Allie (itsaslashything) wrote in idol_reflection,

Subject Line: Jonathan Kent (Smallville)
Title: Just A Good 'Ole Boy
Author: itsaslashything
Spoilers: none

As a late comer to the world of Smallville, I was introduced to Season Three Jonathan Kent long before I got to know the man as he was in the first two seasons. By the time I arrived to the party, Mr. Kent had already suffered a heart attack, and had lived through the myriad of changes in Clark's powers and behaviors. The Jonathan Kent I got to know first had greatly mellowed by this time.

My first impression was that the man, while almost desperate to hold onto his very small town values and Amish like existence, was also beginning to evolve into a more well rounded man, capable of seeing past a person's faults to who they really were inside. This was clear when Pete Ross, while under the influence of the alien insect, shouted out to the entire town that Clark is an alien, yet at the end of the episode Jonathan forgives him. "Besides, everyone stumbles. The important thing is that you’re safe, you’re alive, and you’re still a member of this family."

The man struck me as strong of mind, will and body. His values are deeply ingrained and his most torturous conflicts arise when those values are put to the test, or he has to put them aside to deal with a situation. His love of family is extremely strong, making him the perfect contrast to Lionel's love of self, and Jor-El's quest for dominion. To me, this was most clear when he went to Jor-El, his only real competitor for the paternal love from his son, to obtain help in getting Clark back in the episode 'Red'. Then it shines clearly again when he attempts to intervene between Jor-El and Clark in Covenant.

This is not to say that Jonathan hasn't made bad decisions, or even knowingly gone against his own beliefs and ethics. The most perfect example of this comes when we learn of his coercion of the Rosses into selling out to Lionel Luthor in exchange for his help in 'legalizing' Clark's adoption. This is where we first see that his greatest weakness is his love of his family. He would do almost anything to attain Martha's greatest desire, and sacrifices his ideals and morals to do so. His hatred of Lionel Luthor is born here, and, as he is unable to separate the man from his son, his distrust spills over onto Lex. Another great weakness Jonathan presents is his pride. The man is overflowing with it; to the extent he'd rather take chances with his own health than accept help from Lex. This is not the first instance, however. We learn in later episodes that he was just as adamant about refusing assistance from Martha's father.
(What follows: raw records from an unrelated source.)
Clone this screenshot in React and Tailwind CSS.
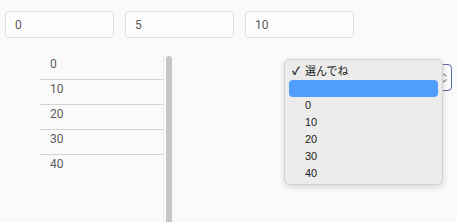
import React from "react";

const inputs = ["0", "5", "10"];
const rows = ["0", "10", "20", "30", "40"];
const opts = ["0", "10", "20", "30", "40"];

export default function App() {
  return (
    <div
      className="relative w-[457px] h-[222px] overflow-hidden bg-[#fafafa] text-[#444]"
      style={{ fontFamily: "Roboto, 'Noto Sans CJK JP', sans-serif" }}
    >
      <div className="flex gap-[11px] pl-[5px] pt-[11px]">
        {inputs.map((v) => (
          <div
            key={v}
            className="w-[109px] h-[27px] rounded-[4px] border border-[#dedede] bg-[#fdfdfd] pl-[9px] flex items-center text-[12px] text-[#5a5a5a]"
          >
            {v}
          </div>
        ))}
      </div>

      <div className="flex mt-[16px] pl-[40px]">
        <div className="flex h-[200px]">
          <div className="w-[123px] pt-[1px]">
            {rows.map((r, i) => (
              <div
                key={r}
                className={
                  "h-[25px] pl-[10px] text-[12px] leading-[18px] text-[#5a5a5a] " +
                  (i < rows.length - 1 ? "border-b border-[#d4d4d4]" : "")
                }
              >
                {r}
              </div>
            ))}
          </div>
          <div className="w-[12px] border-l border-[#ebebeb] bg-[#f9f9f9] pt-[2px] pl-[2px]">
            <div className="w-[6px] h-[200px] rounded-t-[3px] bg-[#c6c6c6]" />
          </div>
        </div>
      </div>

      {/* select box */}
      <div className="absolute left-[330px] top-[64px] w-[122px] h-[27px] rounded-[4px] border border-[#5a6aa8] bg-[#fbfbfb] flex items-center justify-end pr-[3px]">
        <svg width="8" height="12" viewBox="0 0 8 12">
          <path d="M1.5 4.5 L4 2 L6.5 4.5" fill="none" stroke="#9a9a9a" strokeWidth="1.2" />
          <path d="M1.5 7.5 L4 10 L6.5 7.5" fill="none" stroke="#9a9a9a" strokeWidth="1.2" />
        </svg>
      </div>

      {/* dropdown popup */}
      <div
        className="absolute left-[284px] top-[59px] w-[159px] h-[126px] rounded-[6px] border border-[#d2d2d2] bg-[#ececec] shadow-[0_2px_6px_rgba(0,0,0,0.15)] pt-[3px] px-[4px] text-[11px] text-[#222]"
        style={{ fontFamily: "'Liberation Sans', 'Noto Sans CJK JP', sans-serif" }}
      >
        <div className="h-[17px] flex items-center pl-[3px]">
          <span className="w-[13px] text-[11px] font-bold">✓</span>
          <span>選んでね</span>
        </div>
        <div className="h-[17px] rounded-[4px] bg-[#519dfd]" />
        {opts.map((o) => (
          <div key={o} className="h-[17px] flex items-center pl-[16px]">
            {o}
          </div>
        ))}
      </div>
    </div>
  );
}
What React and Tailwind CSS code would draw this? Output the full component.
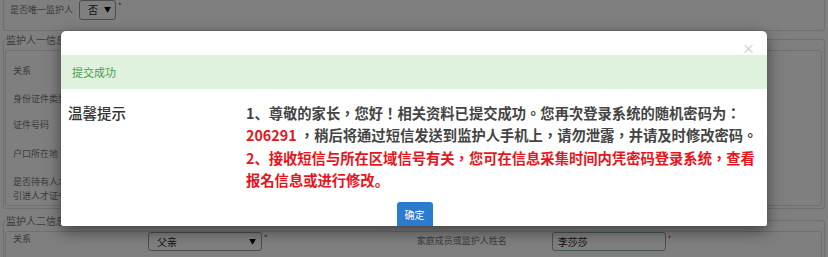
import React from "react";

const font = { fontFamily: '"Noto Sans CJK SC", "Noto Sans", sans-serif' };
const tcFont = { fontFamily: '"Noto Sans CJK TC", "Noto Sans CJK SC", sans-serif' };

function Legend({ children }) {
  return (
    <div className="relative -mt-[7px] ml-[2px] w-fit bg-white pr-[1px] text-[10px] leading-[14px] text-[#777]">
      {children}
    </div>
  );
}

function Caret() {
  return <span className="text-[7px] leading-none text-black">▼</span>;
}

function BackgroundForm() {
  return (
    <div className="px-[3px] text-[9px] text-[#777]">
      {/* 是否唯一监护人 */}
      <div className="-mt-[1px] h-[32px] rounded-b-[3px] border border-t-0 border-[#dedede] pl-[6px]">
        <div className="flex h-[21px] items-center">
          <span className="w-[69px] text-[9px] leading-[12px]">是否唯一监护人</span>
          <div className="flex h-[20px] w-[37px] items-center justify-between rounded-[3px] border border-[#999] pl-[8px] pr-[4px] text-[10px] text-[#222]">
            <span>否</span>
            <Caret />
          </div>
          <span className="ml-[2px] self-start pt-[3px] text-[8px] leading-none text-[#e00]">*</span>
        </div>
      </div>

      {/* 监护人一信息 */}
      <div className="mt-[8px] h-[170px] rounded-[3px] border border-[#dedede]">
        <Legend>监护人一信息</Legend>
        <div className="ml-[1px] mr-[2px] mt-[3px] h-[156px] rounded-[3px] border border-[#dedede] pl-[7px]">
          <div className="mt-[14px] leading-[12px]">关系</div>
          <div className="mt-[16px] leading-[12px]">身份证件类型</div>
          <div className="mt-[14px] leading-[12px]">证件号码</div>
          <div className="mt-[17px] leading-[12px]">户口所在地</div>
          <div className="mt-[15px] leading-[14px]">
            是否持有人才
            <br />
            引进人才证书
          </div>
        </div>
      </div>

      {/* 监护人二信息 */}
      <div className="mt-[11px] h-[60px] rounded-[3px] border border-[#dedede]">
        <Legend>监护人二信息</Legend>
        <div className="ml-[1px] mr-[2px] mt-[3px] h-[60px] rounded-[3px] border border-[#dedede] pl-[7px]">
          <div className="flex items-start">
            <div className="w-[135px] pt-[1px] leading-[12px]">关系</div>
            <div className="flex h-[19px] w-[114px] items-center justify-between rounded-[3px] border border-[#99a] pl-[8px] pr-[5px] text-[10px] text-[#222]">
              <span>父亲</span>
              <Caret />
            </div>
            <span className="ml-[2px] pt-[2px] text-[8px] leading-none text-[#e00]">*</span>
            <div className="ml-[149px] w-[135px] pt-[3px] leading-[12px]">家庭成员或监护人姓名</div>
            <div className="flex h-[19px] w-[114px] items-center rounded-[3px] border border-[#8aa] pl-[5px] text-[10px] text-[#222]">
              李莎莎
            </div>
            <span className="ml-[2px] pt-[3px] text-[8px] leading-none text-[#e00]">*</span>
          </div>
        </div>
      </div>
    </div>
  );
}

function Modal() {
  return (
    <div className="absolute left-[61px] top-[31px] h-[195px] w-[706px] overflow-hidden rounded-t-[5px] rounded-b-[2px] bg-white shadow-[0_5px_15px_rgba(0,0,0,0.5)]">
      <div className="relative h-[24px]">
        <span className="absolute right-[12px] top-[11px] text-[13px] leading-[12px] text-[#c4c4c4]">×</span>
      </div>
      <div className="flex h-[34px] items-center bg-[#def2de] pl-[11px] text-[11px] text-[#4a9b4a]">
        提交成功
      </div>
      <div className="flex pl-[7px] pt-[13px]">
        <div className="w-[178px] text-[14.5px] font-medium leading-[22px] text-[#333]">温馨提示</div>
        <div className="whitespace-nowrap text-[14.3px] font-bold leading-[22.4px] text-[#444]" style={tcFont}>
          <div>
            <span style={font}>1、</span>尊敬的家长，您好！相关资料已提交成功。您再次登录系统的随机密码为：
          </div>
          <div>
            <span className="text-[#e8141b]">206291</span> ，稍后将通过短信发送到监护人手机上，请勿泄露，并请及时修改密码。
          </div>
          <div className="text-[#e8141b]">
            <span style={font}>2、</span>接收短信与所在区域信号有关，您可在信息采集时间内凭密码登录系统，查看
          </div>
          <div className="text-[#e8141b]">
            报名信息或进行修改<span style={font}>。</span>
          </div>
        </div>
      </div>
      <div className="flex justify-center pl-[1px] pt-[10px]">
        <button className="h-[26px] w-[36px] rounded-[3px] bg-[#2d7bcc] text-[10px] text-white">确定</button>
      </div>
    </div>
  );
}

export default function App() {
  return (
    <div className="relative h-[257px] w-[828px] overflow-hidden bg-white" style={font}>
      <BackgroundForm />
      <div className="absolute inset-0 bg-black/50" />
      <Modal />
    </div>
  );
}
"Your destiny may be to protect people, but ours is to protect you, and that's gotta come first." From the beginning we see that Jonathan is supremely protective of Clark and his secret, to the point of keeping that life altering information secret from even his son until the incident on the bridge. He works as hard at keeping Clark safe, and making certain his son knows the consequences of being 'outed' as an alien as he does at keeping the farm solvent. Though he may seem harsh at times, it is his very unwillingness to bend on certain matters that help to shape Clark into the man with the sense of moral rightness that he will need to become Superman. Having to be so very careful of every word spoken in public, and having to be constantly hyper-vigilant that a powerful child didn't leave evidence of his 'gifts' everywhere; "The first time Clark used his abilities, he'd crawled under a big oak bed that my grandfather had made and I crawled underneath it to try to get him out and all of a sudden the frame just came up in the air...and he was a toddler lifting - I don't know - five hundred pounds over his head.", they went does seem to have made Jonathan overprotective. He doesn't allow Clark to participate in sports for fear of someone finding out Clark's secret, and though many have expressed their view of this as him being unfair to Clark, it is only done with Clark's best interest in mind. He would have loved to have had children of his own. He would love for Clark to have a 'normal' life. Neither of these things is possible, though, and he rises to the challenges of being an adoptive parent of a very special little boy with grace and strength of character.

Keeping in mind that is written from my point of view, and that my views are shaped by growing up and raising my own children in an environment very similar to Smallville (save the mutants, unless you count idiot ex-husbands in that group), I can easily see how and why Jonathan makes many of the choices he makes. The general consensus, from what I have gleaned from friends lists, and talking with other Smallville viewers, is that the man simply can't die fast enough to suit them. I disagree, in that I don't think Clark is ready to face the world without the steadying influence of his earthly father. Yes, the pious attitude and platitudes; "The road to Hell is paved with good intentions!", have worn very thin, yet it is these very platitudes that Clark remembers and uses as a moral rudder when he's facing situations alone.

It is also my opinion that John Schneider is a perfect Jonathan Kent. I can't think of another actor better suited to this role. While I grew up with him as Bo Duke, another character based on a small town upbringing, I see the maturity and confidence he brings to his Smallville role as more of who he really is as a person. He is a father and a husband in real life, and he grew up in the same small town atmosphere and he uses these experiences to give us a very real sense of who Jonathan Kent is.